我怕冷,一到冬天我就巴不得把自己蜷缩起来冬眠,所以我觉得自己应该属蛇,一种冰冷的弱小动物。除了冬眠我的身躯,也适当地冬眠我的思维。
小时候,每逢冬天,我就坐在妈妈燃好的灶炉前烘烤我冰凉的手脚,有时还肆意啃着妈妈给我们煎制的面饼或撒了白糖的锅巴。我看母亲把手浸泡在冰凉的冷水里快速地淘米,洗碗筷,眉眼没有丝毫的犹豫,那风风火火的架势、平静祥和的表情,让我天真地以为,大人是不怕冷的,妈妈是不怕冷的。母亲往往一边忙碌,一边跟我们欢快地交谈,她不识字,便只是讲述她童年的艰辛,讲述故乡里种种琐碎的趣闻,包括在初读学识的我们眼里认为封建迷信的那些习俗。童年的欢乐便在那袅袅上升的炊烟里一点一点的扩散成云,母亲的形象也高大如远处略显萧瑟的远山,端庄而又沉稳。

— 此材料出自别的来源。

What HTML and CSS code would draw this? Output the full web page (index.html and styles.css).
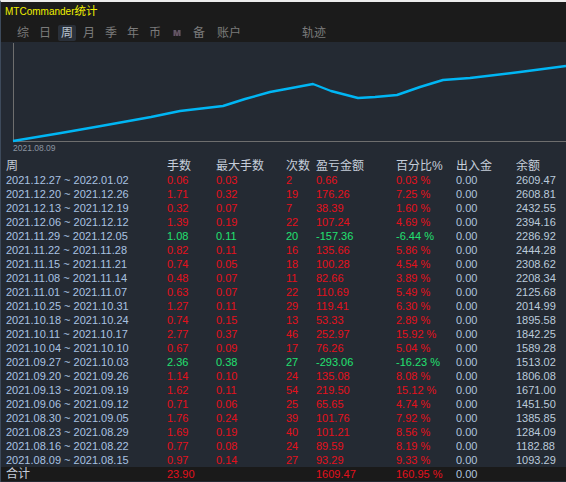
FILE: index.html
```html
<!DOCTYPE html>
<html>
<head>
    <title>MTCommander统计</title>
    <link rel="stylesheet" href="styles.css">
</head>
<body>
    <div class="head">
        <div class="title">MTCommander<span class="cjk">统计</span></div>
        <div class="tabs">
            <span class="tab">综</span>
            <span class="tab">日</span>
            <span class="tab active">周</span>
            <span class="tab">月</span>
            <span class="tab">季</span>
            <span class="tab">年</span>
            <span class="tab">币</span>
            <span class="tab mt">M</span>
            <span class="tab">备</span>
            <span class="tab wide">账户</span>
            <span class="tab wide far">轨迹</span>
        </div>
    </div>

    <div class="chart">
        <svg width="565" height="117" viewBox="0 0 565 117">
            <line x1="12.5" y1="1" x2="12.5" y2="99" stroke="#6e6e6e" stroke-width="1"/>
            <line x1="12" y1="99.5" x2="565" y2="99.5" stroke="#6e6e6e" stroke-width="1"/>
            <polyline fill="none" stroke="#00b6f4" stroke-width="2.4" stroke-linejoin="round"
                points="12,99 60,91 100,84 150,75 179,69 222,64 244,57 269,50 296,45 312,42 330,49 357,56 374,55 396,53 419,45 442,38 469,36 519,30 565,24"/>
            <text x="12" y="109" class="axis-label">2021.08.09</text>
        </svg>
    </div>

    <table class="stats">
        <colgroup>
            <col style="width:166px">
            <col style="width:49px">
            <col style="width:70px">
            <col style="width:30px">
            <col style="width:80px">
            <col style="width:60px">
            <col style="width:60px">
            <col>
        </colgroup>
        <tr class="hdr"><td>周</td><td>手数</td><td>最大手数</td><td>次数</td><td>盈亏金额</td><td>百分比%</td><td>出入金</td><td>余额</td></tr>
        <tr><td>2021.12.27 ~ 2022.01.02</td><td class="up">0.06</td><td class="up">0.03</td><td class="up">2</td><td class="up">0.66</td><td class="up">0.03 %</td><td class="flow">0.00</td><td class="bal">2609.47</td></tr>
        <tr><td>2021.12.20 ~ 2021.12.26</td><td class="up">1.71</td><td class="up">0.32</td><td class="up">19</td><td class="up">176.26</td><td class="up">7.25 %</td><td class="flow">0.00</td><td class="bal">2608.81</td></tr>
        <tr><td>2021.12.13 ~ 2021.12.19</td><td class="up">0.32</td><td class="up">0.07</td><td class="up">7</td><td class="up">38.39</td><td class="up">1.60 %</td><td class="flow">0.00</td><td class="bal">2432.55</td></tr>
        <tr><td>2021.12.06 ~ 2021.12.12</td><td class="up">1.39</td><td class="up">0.19</td><td class="up">22</td><td class="up">107.24</td><td class="up">4.69 %</td><td class="flow">0.00</td><td class="bal">2394.16</td></tr>
        <tr><td>2021.11.29 ~ 2021.12.05</td><td class="down">1.08</td><td class="down">0.11</td><td class="down">20</td><td class="down">-157.36</td><td class="down">-6.44 %</td><td class="flow">0.00</td><td class="bal">2286.92</td></tr>
        <tr><td>2021.11.22 ~ 2021.11.28</td><td class="up">0.82</td><td class="up">0.11</td><td class="up">16</td><td class="up">135.66</td><td class="up">5.86 %</td><td class="flow">0.00</td><td class="bal">2444.28</td></tr>
        <tr><td>2021.11.15 ~ 2021.11.21</td><td class="up">0.74</td><td class="up">0.05</td><td class="up">18</td><td class="up">100.28</td><td class="up">4.54 %</td><td class="flow">0.00</td><td class="bal">2308.62</td></tr>
        <tr><td>2021.11.08 ~ 2021.11.14</td><td class="up">0.48</td><td class="up">0.07</td><td class="up">11</td><td class="up">82.66</td><td class="up">3.89 %</td><td class="flow">0.00</td><td class="bal">2208.34</td></tr>
        <tr><td>2021.11.01 ~ 2021.11.07</td><td class="up">0.63</td><td class="up">0.07</td><td class="up">22</td><td class="up">110.69</td><td class="up">5.49 %</td><td class="flow">0.00</td><td class="bal">2125.68</td></tr>
        <tr><td>2021.10.25 ~ 2021.10.31</td><td class="up">1.27</td><td class="up">0.11</td><td class="up">29</td><td class="up">119.41</td><td class="up">6.30 %</td><td class="flow">0.00</td><td class="bal">2014.99</td></tr>
        <tr><td>2021.10.18 ~ 2021.10.24</td><td class="up">0.74</td><td class="up">0.15</td><td class="up">13</td><td class="up">53.33</td><td class="up">2.89 %</td><td class="flow">0.00</td><td class="bal">1895.58</td></tr>
        <tr><td>2021.10.11 ~ 2021.10.17</td><td class="up">2.77</td><td class="up">0.37</td><td class="up">46</td><td class="up">252.97</td><td class="up">15.92 %</td><td class="flow">0.00</td><td class="bal">1842.25</td></tr>
        <tr><td>2021.10.04 ~ 2021.10.10</td><td class="up">0.67</td><td class="up">0.09</td><td class="up">17</td><td class="up">76.26</td><td class="up">5.04 %</td><td class="flow">0.00</td><td class="bal">1589.28</td></tr>
        <tr><td>2021.09.27 ~ 2021.10.03</td><td class="down">2.36</td><td class="down">0.38</td><td class="down">27</td><td class="down">-293.06</td><td class="down">-16.23 %</td><td class="flow">0.00</td><td class="bal">1513.02</td></tr>
        <tr><td>2021.09.20 ~ 2021.09.26</td><td class="up">1.14</td><td class="up">0.10</td><td class="up">24</td><td class="up">135.08</td><td class="up">8.08 %</td><td class="flow">0.00</td><td class="bal">1806.08</td></tr>
        <tr><td>2021.09.13 ~ 2021.09.19</td><td class="up">1.62</td><td class="up">0.11</td><td class="up">54</td><td class="up">219.50</td><td class="up">15.12 %</td><td class="flow">0.00</td><td class="bal">1671.00</td></tr>
        <tr><td>2021.09.06 ~ 2021.09.12</td><td class="up">0.71</td><td class="up">0.06</td><td class="up">25</td><td class="up">65.65</td><td class="up">4.74 %</td><td class="flow">0.00</td><td class="bal">1451.50</td></tr>
        <tr><td>2021.08.30 ~ 2021.09.05</td><td class="up">1.76</td><td class="up">0.24</td><td class="up">39</td><td class="up">101.76</td><td class="up">7.92 %</td><td class="flow">0.00</td><td class="bal">1385.85</td></tr>
        <tr><td>2021.08.23 ~ 2021.08.29</td><td class="up">1.69</td><td class="up">0.19</td><td class="up">40</td><td class="up">101.21</td><td class="up">8.56 %</td><td class="flow">0.00</td><td class="bal">1284.09</td></tr>
        <tr><td>2021.08.16 ~ 2021.08.22</td><td class="up">0.77</td><td class="up">0.08</td><td class="up">24</td><td class="up">89.59</td><td class="up">8.19 %</td><td class="flow">0.00</td><td class="bal">1182.88</td></tr>
        <tr><td>2021.08.09 ~ 2021.08.15</td><td class="up">0.97</td><td class="up">0.14</td><td class="up">27</td><td class="up">93.29</td><td class="up">9.33 %</td><td class="flow">0.00</td><td class="bal">1093.29</td></tr>
        <tr class="total"><td>合计</td><td class="up">23.90</td><td></td><td></td><td class="up">1609.47</td><td class="up">160.95 %</td><td class="flow">0.00</td><td></td></tr>
    </table>
</body>
</html>
```

FILE: styles.css
```css
body {
    margin: 0;
    height: 480px;
    overflow: hidden;
    background-color: #242a33;
    border-top: 2px solid #ececec;
    border-left: 1px solid #3d4a5b;
    font-family: "Liberation Sans", "Noto Sans CJK SC", sans-serif;
}

/* Kopfbereich mit Titel und Reitern */
.head {
    background-color: #1b1b1b;
    height: 40px;
}

.title {
    height: 19px;
    line-height: 19px;
    padding-left: 4px;
    font-size: 10px;
    color: #f0f000;
}

.title .cjk {
    font-size: 11.5px;
}

.tabs {
    display: flex;
    gap: 4px;
    padding-top: 4px;
    padding-left: 13px;
}

.tab {
    width: 18px;
    height: 16px;
    line-height: 16px;
    text-align: center;
    font-size: 12px;
    color: #7b7b7b;
    border-radius: 2px;
}

.tab.active {
    background-color: #2a3039;
    color: #bcc6d2;
}

.tab.mt {
    font-size: 9px;
    font-weight: bold;
    color: #5c5c66;
    text-shadow: -0.6px 0 #7a3030, 0.6px 0 #30407a;
}

.tab.wide {
    width: 34px;
}

.tab.far {
    width: 30px;
    margin-left: 49px;
}

/* Diagramm */
.chart {
    height: 117px;
}

.chart svg {
    display: block;
}

.axis-label {
    font-family: "Liberation Sans", sans-serif;
    font-size: 8.5px;
    fill: #8a93a0;
}

/* Tabelle */
.stats {
    width: 565px;
    table-layout: fixed;
    border-collapse: collapse;
    font-size: 11px;
}

.stats td {
    height: 14px;
    line-height: 14px;
    padding: 0;
    white-space: nowrap;
    overflow: hidden;
    color: #a9c2e2;
}

.stats td:first-child {
    padding-left: 5px;
}

.stats .hdr td {
    font-size: 12px;
    color: #c6ceda;
}

.stats td.up {
    color: #e4101c;
}

.stats td.down {
    color: #22e070;
}

.stats td.flow {
    color: #b0c4de;
}

.stats td.bal {
    color: #bccadb;
}

.stats .total td {
    background-color: #1a1a1a;
}

.stats .total td:first-child {
    font-size: 12px;
    color: #c6ceda;
}
```
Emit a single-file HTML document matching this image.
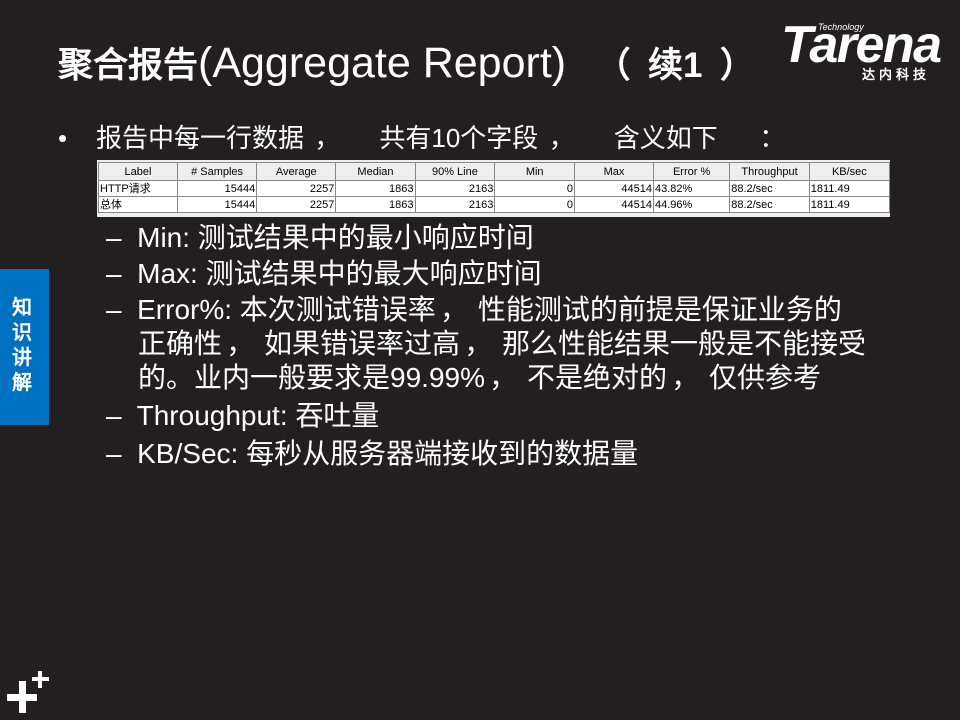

转眼,自己亦为人母,冒着料峭寒风匆匆下班,我用最快的速度冲向菜摊,搓手顿足地付完小贩钱手后,拎起菜就往家跑。回到家里,扔下背包,扯下外套,“蹭蹭”奔入厨房,开始我的锅碗瓢盆交响曲。我拧开水龙头,心底泛出的寒意跟那凉水一样冰冷刺骨。但我没有时间犹豫,我也像那时候的妈妈一样,用最快的速度淘米、洗菜;操起沉重的菜刀嚓嚓嚓地猛劲切菜;利用间隔空隙收衣服,叠好后放衣柜……儿子坐在客厅的沙发上,看他们喜爱的卡通片,随着剧情呵呵大笑。我在心底诅咒着该死的冬天,祈祷每年只有三个季节。儿子的欢笑声在水气氤氲的厨房里飘荡,我的心底又生出些许小小的暖意。我有些骄傲,自豪地挺直腰背,继续刷锅洗碗。
老天爷一到冬季,就老早地把脸拉沉下来,六点不到,四处便黑蒙蒙的,路上的行人急匆匆地往他们的家去寻找温暖。洗完衣服后,,我欣慰地把冻得僵硬通红的两只手泡在热水里以求恢复知觉,冬天就这么无情地冰冻着我们的躯体,此刻的我依旧害怕它的侵蚀,我觉得血液都是冷的。雍肿的衣物并没有妨碍我做家务的速度,僵硬的肢体也没有阻滞我动作的敏捷,在这个冷冷的冬季里,我与冬天对抗着。
我在这一刻明白,母亲其实一直都怕冷的,但她以一个母亲的方式温暖着自己的孩子,温暖着他们的冬天。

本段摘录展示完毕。